Les membres du Fatah et des organisations de gauche comme le Front démocratique pour la Libération de la Palestine ont combattu les groupes islamistes du camp, affirment des sources. Les civils ont été pris entre deux feux quand les combats de rues se sont propagés dans Ein al-Hilweh.

Parlant du cessez-le-feu, Fadel estime : « Je ne peux pas dire que les choses sont résolues parce que la situation est encore très délicate et on n’est pas encore parvenu à une solution définitive ».

Pour le moment cependant, le cessez-le-feu a fait que les Forces communes palestiniennes de sécurité sont restées intactes. Elles ont convenu de continuer leur action contre l’activité de Jund al-Sham et des groupes similaires.

Le dirigeant local du Fatah, Munir Maqdah, qui a en charge la Force commune palestinienne de sécurité à Ein al-Hilweh, estime que Jund al-Sham contrôle plus d’un tiers du camp.

Maqdah indique que les groupes humanitaires locaux ont commencé à réparer les bâtiments et maisons endommagés. « Il y a eu beaucoup de dégâts dans le camp » dit-il.

Portant leurs affaires, de nombreux résidents ont repassé à pied les checkpoints de l’armée libanaise pour revenir dans le camp et dans leurs maisons.
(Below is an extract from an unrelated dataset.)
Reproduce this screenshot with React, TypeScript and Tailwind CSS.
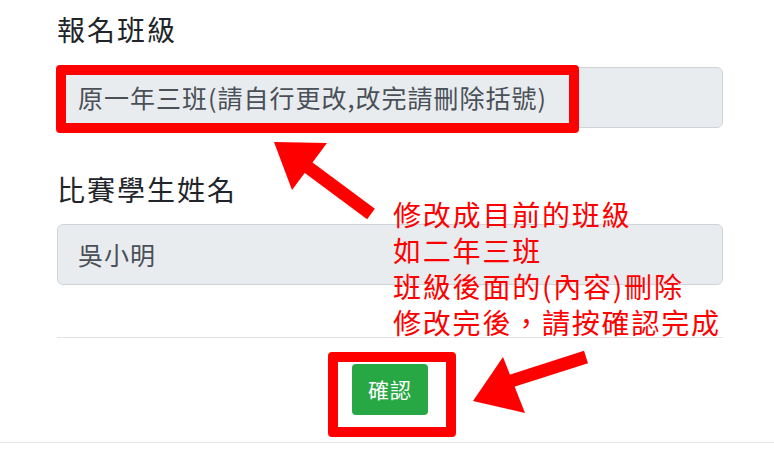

Dans un parc en face de l’une des grandes entrées du camp, des dizaines de familles déplacées se sont assises sur l’herbe, attendant d’être sûres que la violence n’éclatera pas de nouveau.

Un civil déplacé, Abu Muhammad, dont la maison a été démolie durant les combats, est venu du camp de réfugiés de Daraa, dans le sud de la Syrie, avec son épouse et ses six enfants en début 2014.

« Je n’ai pas d’argent pour réparer ma maison » dit-il. « Nous sommes retournés la voir aujourd’hui – elle est démolie. Mon épouse a commencé à trembler et à pleurer. Je ne peux pas remmener mes enfants là-bas ».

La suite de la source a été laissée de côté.